High Buffer IO waits Find the queries with a high number of physical reads in Query Store. If they match the queries with high IO waits, consider introducing an index on the underlying entity, in order to do seeks instead of scans. This would minimize the IO overhead of the queries. Check the Performance Recommendations for your server in the portal to see if there are index recommendations for this server that would optimize the queries.
High Memory waits Find the top memory consuming queries in Query Store. These queries are probably delaying further progress of the affected queries. Check the Performance Recommendations for your server in the portal to see if there are index recommendations that would optimize these queries.

Configuration options

When Query Store is enabled it saves data in 15-minute aggregation windows, up to 500 distinct queries per window.

The following options are available for configuring Query Store parameters.

Parameter Description Default Range
pg_qs.query_capture_mode Sets which statements are tracked. none none, top, all
pg_qs.max_query_text_length Sets the maximum query length that can be saved. Longer queries will be truncated. 6000 100 - 10K
pg_qs.retention_period_in_days Sets the retention period. 7 1 - 30
pg_qs.track_utility Sets whether utility commands are tracked on on, off

The following options apply specifically to wait statistics.

Parameter Description Default Range
pgms_wait_sampling.query_capture_mode Sets which statements are tracked for wait stats. none none, all
Pgms_wait_sampling.history_period Set the frequency, in milliseconds, at which wait events are sampled. 100 1-600000

Note

pg_qs.query_capture_mode supersedes pgms_wait_sampling.query_capture_mode. If pg_qs.query_capture_mode is NONE, the pgms_wait_sampling.query_capture_mode setting has no effect.

Use the Azure portal or Azure CLI to get or set a different value for a parameter.

Views and functions

View and manage Query Store using the following views and functions. Anyone in the PostgreSQL public role can use these views to see the data in Query Store. These views are only available in the azure_sys database.

Queries are normalized by looking at their structure after removing literals and constants. If two queries are identical except for literal values, they will have the same hash.

query_store.qs_view

This view returns all the data in Query Store. There is one row for each distinct database ID, user ID, and query ID.

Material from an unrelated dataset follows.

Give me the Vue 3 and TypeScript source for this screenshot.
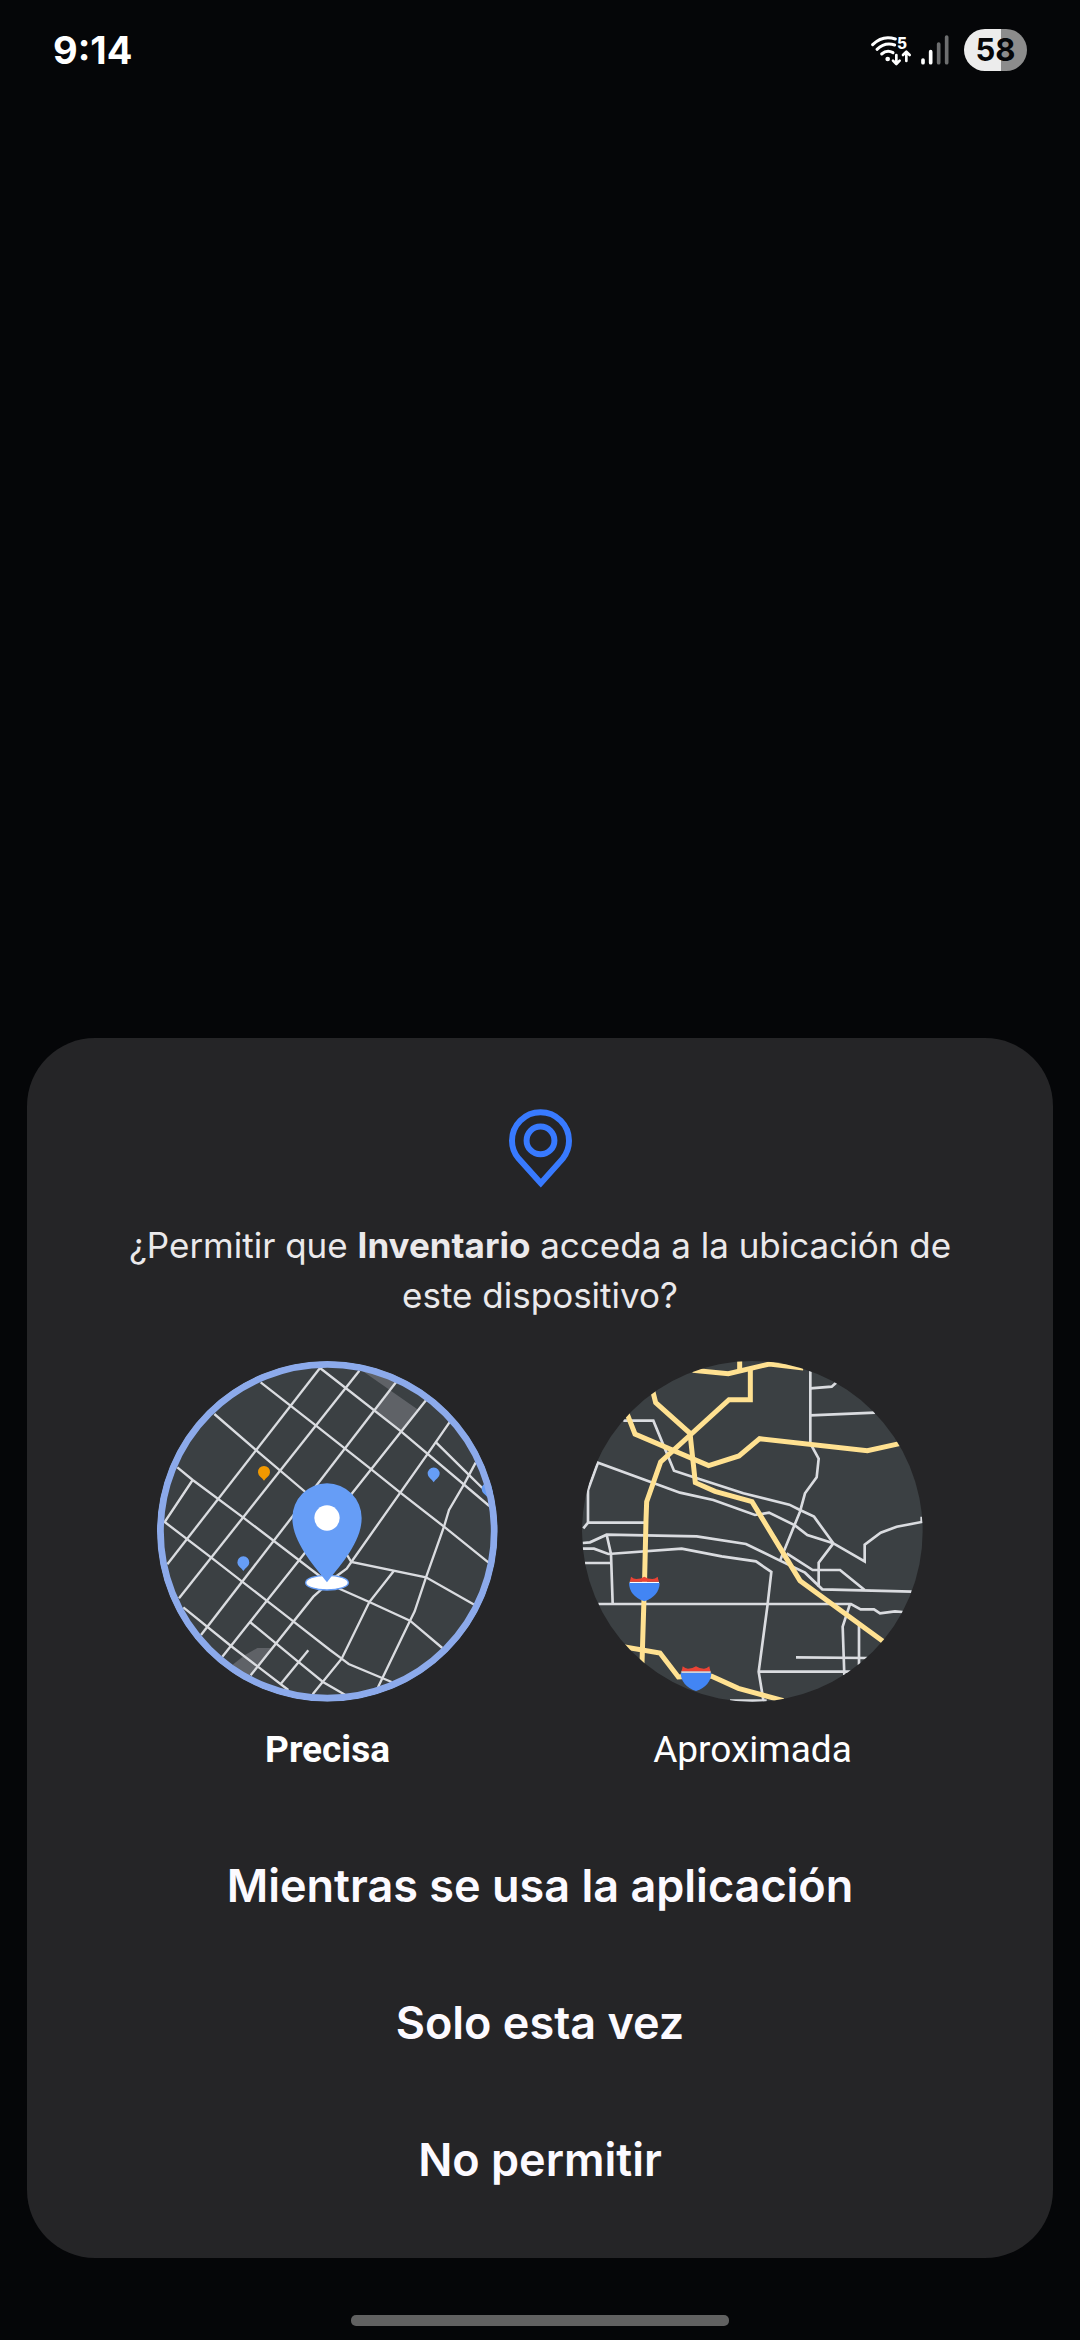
<script setup lang="ts">
import { ref } from 'vue'

type Accuracy = 'precise' | 'coarse'

const accuracy = ref<Accuracy>('precise')
const batteryLevel = 58
const actions: string[] = ['Mientras se usa la aplicación', 'Solo esta vez', 'No permitir']

const streets: string[] = [
  '510,54 52,643',
  '628,62 87,745',
  '738,97 153,855',
  '828,151 604,433 446,632 217,920',
  '900,215 834,310 604,636 590,656 560,678 490,740 302,976',
  '732,662 658,756 575,926 488,1033',
  '977,338 942,403 897,480 882,530 828,682 794,784 780,812 684,1012',
  '475,901 392,1002',
  '510,54 587,114 753,244 1018,468',
  '332,97 498,227 664,358 751,428 882,530 1015,637',
  '193,192 319,301 465,425 590,613 604,636 828,682 973,764',
  '82,352 128,390 280,503 505,675 570,717 658,756 780,812 877,894',
  '128,390 44,516 184,623 350,752 430,814 540,900 575,926 596,942 725,996',
  '300,816 447,937 519,996 585,1034',
  '100,772 243,888 415,1020',
  '858,277 956,374 997,414',
]

const roads: string[] = [
  '721,60 721,280 746,326 740,382 705,430 690,485 630,632',
  '721,115 785,110 800,97',
  '721,196 915,188',
  '160,212 250,212 312,362 360,378 520,430 658,464 690,480 732,500 790,580 884,634 884,584 932,548 980,530 1055,516 1055,500',
  '790,580 746,638 746,710',
  '40,535 54,518 54,420 84,338 330,428 430,450 555,495 597,488 675,526 712,555 790,580',
  '54,518 225,518',
  '38,579 60,577 110,554 380,559 528,582 630,632 705,668 757,718 1025,725',
  '650,610 728,660 810,660 884,720',
  '38,596 72,596 115,612 335,596 455,619 558,634 604,666 592,770 566,965 580,1050',
  '110,554 123,612 128,760',
  '45,639 125,639',
  '85,762 843,762 872,778 912,778 930,790 975,784 998,786',
  '840,762 818,830 823,975',
  '867,825 867,945',
  '678,922 892,924',
  '566,965 842,965',
  '480,1052 590,1052',
]

const highways: string[] = [
  '368,61 475,71 598,42 700,54',
  '509,30 509,62',
  '541,56 541,149 477,149 272,336 230,455 228,510 224,680 216,940',
  '248,122 257,158 360,250 376,398 435,424 546,455 690,692 945,878',
  '170,188 195,252 416,347 507,318 569,266 892,302 992,280',
  '160,890 270,909 325,981 378,978 425,979 505,1015 640,1052',
]

const shields: string[] = ['translate(177 680)', 'translate(332 949)']
const smallPins = [
  { x: 342, y: 367, color: '#f29900' },
  { x: 851, y: 372, color: '#669df6' },
  { x: 280, y: 638, color: '#669df6' },
  { x: 1013, y: 418, color: '#669df6' },
]
</script>

<template>
  <div class="screen">
    <header class="status">
      <time class="clock">9:14</time>
      <div class="indicators">
        <svg class="wifi" viewBox="95 75 123 93" aria-label="Wi-Fi">
          <g fill="none" stroke="#fff" stroke-width="9" stroke-linecap="round">
            <path d="M100 104Q130 74 168 87" />
            <path d="M113 118Q137 95 166 105" />
            <path d="M127 132Q143 118 161 128" />
          </g>
          <circle cx="145" cy="147" r="7" fill="#fff" />
          <g fill="none" stroke="#fff" stroke-width="8" stroke-linecap="round" stroke-linejoin="round">
            <path d="M171 135V161M161 152L171 162L181 152" />
            <path d="M201 153V127M191 135L201 125L211 135" />
          </g>
          <text x="173" y="117" class="band">5</text>
        </svg>
        <svg class="signal" viewBox="244 74 84 90" aria-label="Señal móvil">
          <g stroke-width="11" stroke-linecap="round">
            <path d="M250 149V157M273 124V157" stroke="#fff" />
            <path d="M297 101V157M321 80V157" stroke="#6d6e6f" />
          </g>
        </svg>
        <div class="battery" :style="{ '--level': batteryLevel + '%' }">{{ batteryLevel }}</div>
      </div>
    </header>

    <main class="sheet">
      <svg class="place" viewBox="84 58 190 237" aria-hidden="true">
        <g fill="none" stroke="#387aff" stroke-width="18">
          <path d="M180 281L113 207C101 193 93 176 93 153A86 86 0 0 1 265 153C265 176 257 193 246 207Z" />
          <circle cx="179" cy="152" r="42" />
        </g>
      </svg>
      <h1 class="question">¿Permitir que <b>Inventario</b> acceda a la ubicación de este dispositivo?</h1>

      <div class="options" role="radiogroup" aria-label="Precisión de la ubicación">
        <label class="option">
          <input v-model="accuracy" type="radio" name="accuracy" value="precise" />
          <svg class="map" viewBox="21 33 1023 1023" aria-hidden="true">
            <clipPath id="precise-clip"><circle cx="532" cy="544" r="511" /></clipPath>
            <g clip-path="url(#precise-clip)">
              <rect x="21" y="33" width="1023" height="1023" fill="#3b4043" />
              <path d="M630 58L802 178L753 244L673 182L738 97V50ZM240 950L285 915L322 894H368L302 976L270 1000Z" fill="#5f6267" />
              <g class="street"><polyline v-for="p in streets" :key="p" :points="p" /></g>
              <path
                v-for="p in smallPins"
                :key="p.x"
                :transform="`translate(${p.x} ${p.y})`"
                d="M0 25Q-5 17 -11 13A18 18 0 1 1 11 13Q5 17 0 25Z"
                :fill="p.color"
              />
              <ellipse cx="531" cy="698" rx="64" ry="22" fill="#fff" stroke="#669df6" stroke-width="4" />
              <path d="M531 697C495 650 427 578 427 504A104 104 0 0 1 635 504C635 578 567 650 531 697Z" fill="#669df6" />
              <circle cx="531" cy="504" r="38" fill="#fff" />
              <circle v-if="accuracy === 'precise'" cx="532" cy="544" r="501" fill="none" stroke="#8caaeb" stroke-width="21" />
            </g>
          </svg>
          <span>Precisa</span>
        </label>
        <label class="option">
          <input v-model="accuracy" type="radio" name="accuracy" value="coarse" />
          <svg class="map" viewBox="36 33 1023 1023" aria-hidden="true">
            <clipPath id="coarse-clip"><circle cx="547" cy="544" r="511" /></clipPath>
            <g clip-path="url(#coarse-clip)">
              <rect x="36" y="33" width="1023" height="1023" fill="#3b4043" />
              <g class="road"><polyline v-for="p in roads" :key="p" :points="p" /></g>
              <g class="highway"><polyline v-for="p in highways" :key="p" :points="p" /></g>
              <g v-for="s in shields" :key="s" :transform="s">
                <path d="M0 19H92Q91 58 46 74Q1 58 0 19Z" fill="#4285f4" />
                <path d="M2 15H90V19H2Z" fill="#fff" />
                <path d="M2 15Q5 8 6 0Q14 7 22 7Q36 7 46 0Q56 7 70 7Q78 7 86 0Q87 8 90 15Z" fill="#ea4335" />
              </g>
              <circle v-if="accuracy === 'coarse'" cx="547" cy="544" r="501" fill="none" stroke="#8caaeb" stroke-width="21" />
            </g>
          </svg>
          <span>Aproximada</span>
        </label>
      </div>

      <div class="actions">
        <button v-for="label in actions" :key="label" type="button">{{ label }}</button>
      </div>
    </main>

    <div class="home-bar"></div>
  </div>
</template>

<style>
body {
  background: #050608;
}
</style>

<style scoped>
.screen {
  box-sizing: border-box;
  min-height: 100vh;
  display: flex;
  flex-direction: column;
  background: #050608;
  color: #fcfaff;
  font-family: Inter, "Noto Sans", sans-serif;
}
.status {
  display: flex;
  align-items: center;
  justify-content: space-between;
  height: 100px;
  padding: 0 53px;
}
.clock {
  color: #fff;
  font-size: 38px;
  font-weight: 700;
}
.indicators {
  display: flex;
  align-items: center;
}
.wifi {
  width: 41px;
  height: 31px;
}
.band {
  font-size: 46px;
  font-weight: 800;
  fill: #fff;
}
.signal {
  width: 28px;
  height: 30px;
  margin: 0 15px 0 9px;
}
.battery {
  width: 63px;
  height: 42px;
  border-radius: 21px;
  background: linear-gradient(to right, #ececec var(--level), #8c8c8c var(--level));
  color: #050608;
  font-size: 31px;
  font-weight: 700;
  line-height: 42px;
  text-align: center;
}
.sheet {
  display: flex;
  flex-direction: column;
  align-items: center;
  margin: auto 27px 0;
  padding: 71px 72px 30px;
  border-radius: 68px;
  background: #252527;
}
.place {
  width: 63px;
  height: 79px;
}
.question {
  margin: 32px 0 41px;
  color: #ebe9eb;
  font-size: 35px;
  font-weight: 400;
  line-height: 50px;
  text-align: center;
}
.question b {
  font-weight: 700;
}
.options {
  display: flex;
  gap: 84px;
}
.option {
  position: relative;
  display: flex;
  flex-direction: column;
  align-items: center;
  gap: 23px;
  color: #fff;
  font-family: Roboto, sans-serif;
  font-size: 37px;
  line-height: 50px;
  cursor: pointer;
}
.option input {
  position: absolute;
  inset: 0;
  margin: 0;
  opacity: 0;
}
.option:has(input:checked) {
  font-weight: 700;
}
.map {
  width: 341px;
  height: 341px;
}
.street,
.road,
.highway {
  fill: none;
  stroke: #dadce0;
  stroke-width: 7;
}
.road {
  stroke-width: 8;
}
.highway {
  stroke: #ffe191;
  stroke-width: 15;
}
.actions {
  display: flex;
  flex-direction: column;
  align-self: stretch;
  margin-top: 42px;
}
.actions button {
  height: 137px;
  padding: 0;
  border: 0;
  background: none;
  color: inherit;
  font-family: inherit;
  font-size: 45px;
  font-weight: 600;
}
.home-bar {
  align-self: center;
  width: 35%;
  height: 11px;
  margin: 57px 0 14px;
  border-radius: 5px;
  background: #616161;
}
</style>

Name Type References Description
runtime_stats_entry_id bigint ID from the runtime_stats_entries table
user_id oid pg_authid.oid OID of user who executed the statement
db_id oid pg_database.oid OID of database in which the statement was executed
query_id bigint   Internal hash code, computed from the statement's parse tree
query_sql_text Varchar(10000)   Text of a representative statement. Different queries with the same structure are clustered together; this text is the text for the first of the queries in the cluster.
plan_id bigint ID of the plan corresponding to this query, not available yet
start_time timestamp Queries are aggregated by time buckets - the time span of a bucket is 15 minutes by default. This is the start time corresponding to the time bucket for this entry.
end_time timestamp End time corresponding to the time bucket for this entry.
calls bigint   Number of times the query executed
total_time double precision   Total query execution time, in milliseconds
min_time double precision Minimum query execution time, in milliseconds
max_time double precision Maximum query execution time, in milliseconds
mean_time double precision Mean query execution time, in milliseconds
stddev_time double precision Standard deviation of the query execution time, in milliseconds
rows bigint   Total number of rows retrieved or affected by the statement
shared_blks_hit bigint   Total number of shared block cache hits by the statement
shared_blks_read bigint Total number of shared blocks read by the statement
shared_blks_dirtied bigint   Total number of shared blocks dirtied by the statement
shared_blks_written bigint   Total number of shared blocks written by the statement
local_blks_hit bigint Total number of local block cache hits by the statement
local_blks_read bigint   Total number of local blocks read by the statement
local_blks_dirtied bigint   Total number of local blocks dirtied by the statement
local_blks_written bigint   Total number of local blocks written by the statement
temp_blks_read bigint   Total number of temp blocks read by the statement
temp_blks_written bigint   Total number of temp blocks written by the statement
blk_read_time double precision   Total time the statement spent reading blocks, in milliseconds (if track_io_timing is enabled, otherwise zero)
blk_write_time double precision   Total time the statement spent writing blocks, in milliseconds (if track_io_timing is enabled, otherwise zero)

query_store.query_texts_view

This view returns query text data in Query Store. There is one row for each distinct query_text.

Name Type Description
query_text_id bigint ID for the query_texts table
query_sql_text Varchar(10000)   Text of a representative statement. Different queries with the same structure are clustered together; this text is the text for the first of the queries in the cluster.

query_store.pgms_wait_sampling_view

This view returns wait events data in Query Store. There is one row for each distinct database ID, user ID, query ID, and event.

Name Type References Description
user_id oid pg_authid.oid OID of user who executed the statement
db_id oid pg_database.oid OID of database in which the statement was executed
query_id bigint   Internal hash code, computed from the statement's parse tree
event_type text   The type of event for which the backend is waiting
event text The wait event name if backend is currently waiting
calls Integer Number of the same event captured

Functions

Query_store.qs_reset() returns void

qs_reset discards all statistics gathered so far by Query Store. This function can only be executed by the server admin role.

Query_store.staging_data_reset() returns void

staging_data_reset discards all statistics gathered in memory by Query Store (that is, the data in memory that has not been flushed yet to the database). This function can only be executed by the server admin role.

Limitations and known issues

  • If a PostgreSQL server has the parameter default_transaction_read_only on, Query Store cannot capture data.
  • Query Store functionality can be interrupted if it encounters long Unicode queries (>= 6000 bytes).